EXERCISE DIRECTIONS: Give the data below again exactly as it stands. Omit the pictures.

DATA SHOWN:
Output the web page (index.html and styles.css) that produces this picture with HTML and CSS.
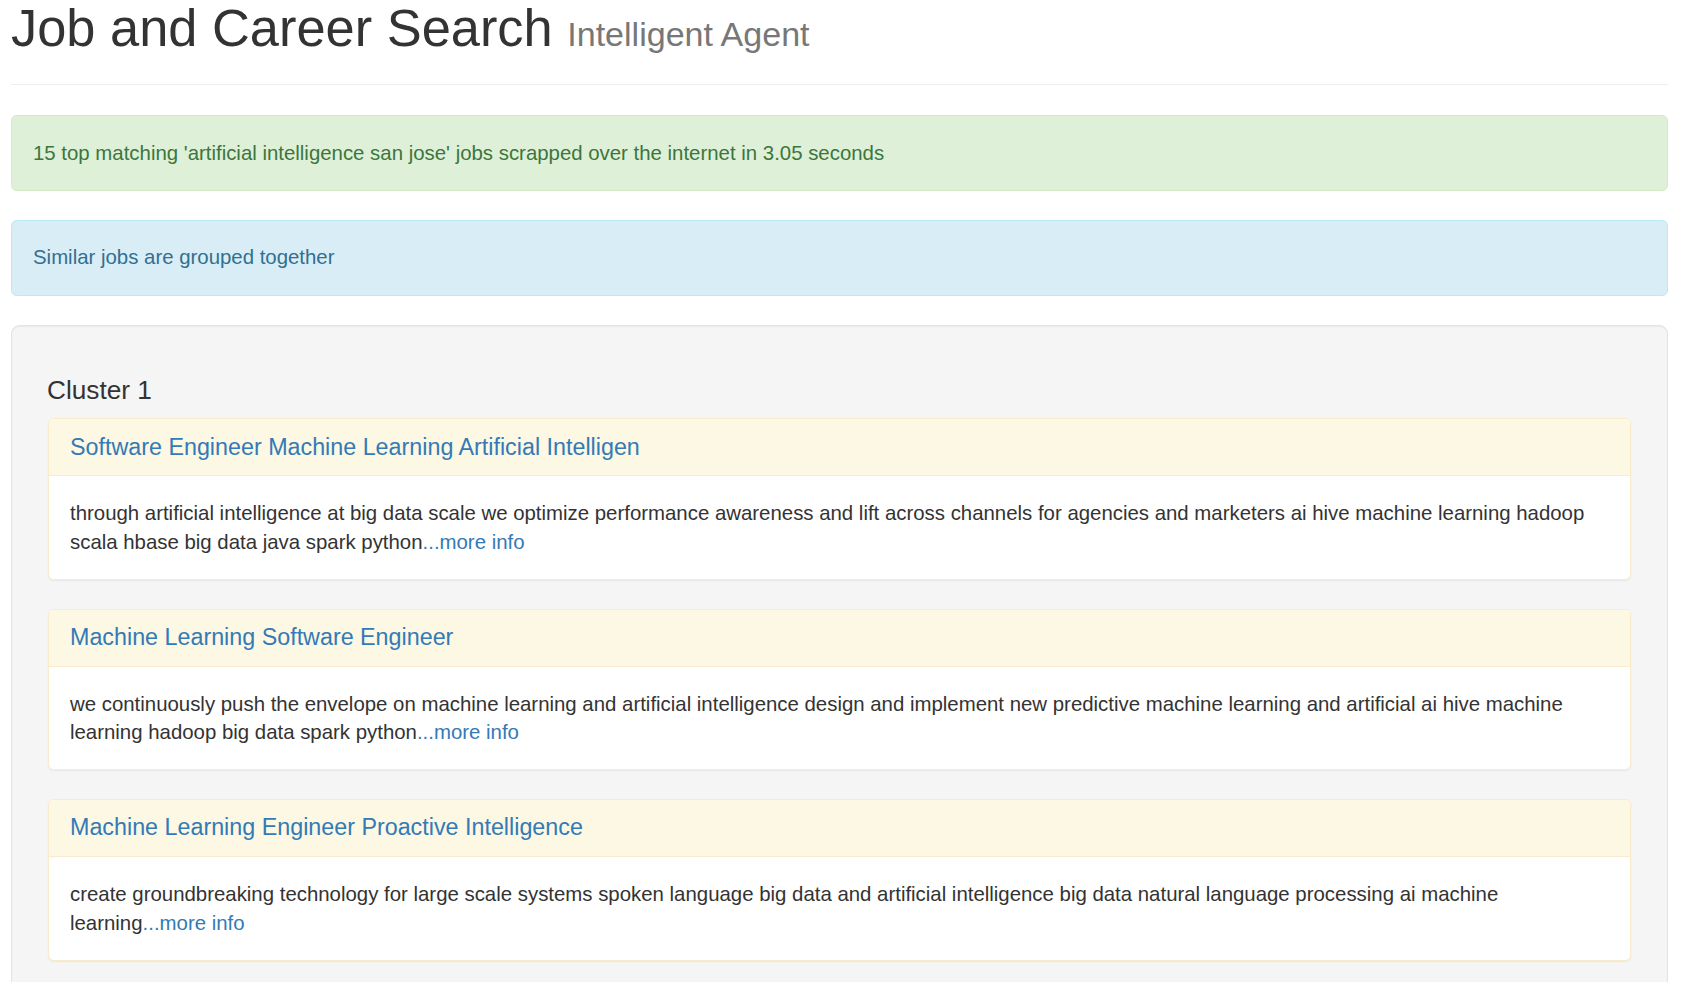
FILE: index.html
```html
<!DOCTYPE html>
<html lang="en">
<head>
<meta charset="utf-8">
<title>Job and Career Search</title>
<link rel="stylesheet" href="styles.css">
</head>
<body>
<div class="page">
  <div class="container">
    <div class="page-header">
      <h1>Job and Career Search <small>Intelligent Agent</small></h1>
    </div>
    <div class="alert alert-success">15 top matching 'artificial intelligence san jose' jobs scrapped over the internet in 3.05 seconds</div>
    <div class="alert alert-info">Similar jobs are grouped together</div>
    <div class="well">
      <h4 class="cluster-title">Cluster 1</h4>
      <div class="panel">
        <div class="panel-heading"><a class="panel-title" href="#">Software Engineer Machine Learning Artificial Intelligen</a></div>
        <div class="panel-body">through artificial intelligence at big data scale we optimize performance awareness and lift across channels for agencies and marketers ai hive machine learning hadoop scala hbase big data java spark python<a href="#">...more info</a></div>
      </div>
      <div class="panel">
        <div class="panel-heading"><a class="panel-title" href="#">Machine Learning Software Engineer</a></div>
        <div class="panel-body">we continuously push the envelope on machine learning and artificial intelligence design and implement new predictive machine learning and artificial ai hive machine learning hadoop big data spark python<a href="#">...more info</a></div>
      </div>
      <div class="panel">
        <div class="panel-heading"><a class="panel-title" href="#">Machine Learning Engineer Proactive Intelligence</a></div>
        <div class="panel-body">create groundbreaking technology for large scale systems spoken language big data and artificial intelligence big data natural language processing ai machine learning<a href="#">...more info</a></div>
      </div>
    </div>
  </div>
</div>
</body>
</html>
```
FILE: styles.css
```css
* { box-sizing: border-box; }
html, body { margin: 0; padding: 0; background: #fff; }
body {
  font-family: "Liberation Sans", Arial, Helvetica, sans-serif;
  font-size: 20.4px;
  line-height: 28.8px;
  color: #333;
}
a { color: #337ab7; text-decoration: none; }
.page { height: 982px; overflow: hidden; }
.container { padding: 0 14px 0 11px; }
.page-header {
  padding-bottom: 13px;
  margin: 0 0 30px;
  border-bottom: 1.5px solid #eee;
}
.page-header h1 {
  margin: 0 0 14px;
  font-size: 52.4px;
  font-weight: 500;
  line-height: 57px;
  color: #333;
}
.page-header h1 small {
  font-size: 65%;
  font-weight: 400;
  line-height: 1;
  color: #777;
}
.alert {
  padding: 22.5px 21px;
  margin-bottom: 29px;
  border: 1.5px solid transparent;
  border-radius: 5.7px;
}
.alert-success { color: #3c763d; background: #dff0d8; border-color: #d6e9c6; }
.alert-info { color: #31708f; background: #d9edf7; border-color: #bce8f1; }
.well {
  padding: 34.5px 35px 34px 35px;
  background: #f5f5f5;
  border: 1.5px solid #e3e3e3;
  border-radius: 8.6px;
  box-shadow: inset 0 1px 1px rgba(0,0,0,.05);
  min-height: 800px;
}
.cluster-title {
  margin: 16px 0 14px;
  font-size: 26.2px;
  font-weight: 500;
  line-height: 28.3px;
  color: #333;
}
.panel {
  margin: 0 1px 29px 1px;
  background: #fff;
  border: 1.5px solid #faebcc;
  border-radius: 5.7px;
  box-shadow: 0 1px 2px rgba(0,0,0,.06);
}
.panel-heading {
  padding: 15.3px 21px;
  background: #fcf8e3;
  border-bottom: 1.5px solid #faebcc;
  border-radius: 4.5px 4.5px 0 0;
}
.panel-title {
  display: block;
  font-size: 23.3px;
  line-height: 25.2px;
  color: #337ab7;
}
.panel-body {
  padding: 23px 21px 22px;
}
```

EXERCISE OUTPUT:
Output the web page (index.html and styles.css) that produces this picture with HTML and CSS.
FILE: index.html
```html
<!DOCTYPE html>
<html lang="en">
<head>
<meta charset="utf-8">
<title>Job and Career Search</title>
<link rel="stylesheet" href="styles.css">
</head>
<body>
<div class="page">
  <div class="container">
    <div class="page-header">
      <h1>Job and Career Search <small>Intelligent Agent</small></h1>
    </div>
    <div class="alert alert-success">15 top matching 'artificial intelligence san jose' jobs scrapped over the internet in 3.05 seconds</div>
    <div class="alert alert-info">Similar jobs are grouped together</div>
    <div class="well">
      <h4 class="cluster-title">Cluster 1</h4>
      <div class="panel">
        <div class="panel-heading"><a class="panel-title" href="#">Software Engineer Machine Learning Artificial Intelligen</a></div>
        <div class="panel-body">through artificial intelligence at big data scale we optimize performance awareness and lift across channels for agencies and marketers ai hive machine learning hadoop scala hbase big data java spark python<a href="#">...more info</a></div>
      </div>
      <div class="panel">
        <div class="panel-heading"><a class="panel-title" href="#">Machine Learning Software Engineer</a></div>
        <div class="panel-body">we continuously push the envelope on machine learning and artificial intelligence design and implement new predictive machine learning and artificial ai hive machine learning hadoop big data spark python<a href="#">...more info</a></div>
      </div>
      <div class="panel">
        <div class="panel-heading"><a class="panel-title" href="#">Machine Learning Engineer Proactive Intelligence</a></div>
        <div class="panel-body">create groundbreaking technology for large scale systems spoken language big data and artificial intelligence big data natural language processing ai machine learning<a href="#">...more info</a></div>
      </div>
    </div>
  </div>
</div>
</body>
</html>
```
FILE: styles.css
```css
* { box-sizing: border-box; }
html, body { margin: 0; padding: 0; background: #fff; }
body {
  font-family: "Liberation Sans", Arial, Helvetica, sans-serif;
  font-size: 20.4px;
  line-height: 28.8px;
  color: #333;
}
a { color: #337ab7; text-decoration: none; }
.page { height: 982px; overflow: hidden; }
.container { padding: 0 14px 0 11px; }
.page-header {
  padding-bottom: 13px;
  margin: 0 0 30px;
  border-bottom: 1.5px solid #eee;
}
.page-header h1 {
  margin: 0 0 14px;
  font-size: 52.4px;
  font-weight: 500;
  line-height: 57px;
  color: #333;
}
.page-header h1 small {
  font-size: 65%;
  font-weight: 400;
  line-height: 1;
  color: #777;
}
.alert {
  padding: 22.5px 21px;
  margin-bottom: 29px;
  border: 1.5px solid transparent;
  border-radius: 5.7px;
}
.alert-success { color: #3c763d; background: #dff0d8; border-color: #d6e9c6; }
.alert-info { color: #31708f; background: #d9edf7; border-color: #bce8f1; }
.well {
  padding: 34.5px 35px 34px 35px;
  background: #f5f5f5;
  border: 1.5px solid #e3e3e3;
  border-radius: 8.6px;
  box-shadow: inset 0 1px 1px rgba(0,0,0,.05);
  min-height: 800px;
}
.cluster-title {
  margin: 16px 0 14px;
  font-size: 26.2px;
  font-weight: 500;
  line-height: 28.3px;
  color: #333;
}
.panel {
  margin: 0 1px 29px 1px;
  background: #fff;
  border: 1.5px solid #faebcc;
  border-radius: 5.7px;
  box-shadow: 0 1px 2px rgba(0,0,0,.06);
}
.panel-heading {
  padding: 15.3px 21px;
  background: #fcf8e3;
  border-bottom: 1.5px solid #faebcc;
  border-radius: 4.5px 4.5px 0 0;
}
.panel-title {
  display: block;
  font-size: 23.3px;
  line-height: 25.2px;
  color: #337ab7;
}
.panel-body {
  padding: 23px 21px 22px;
}
```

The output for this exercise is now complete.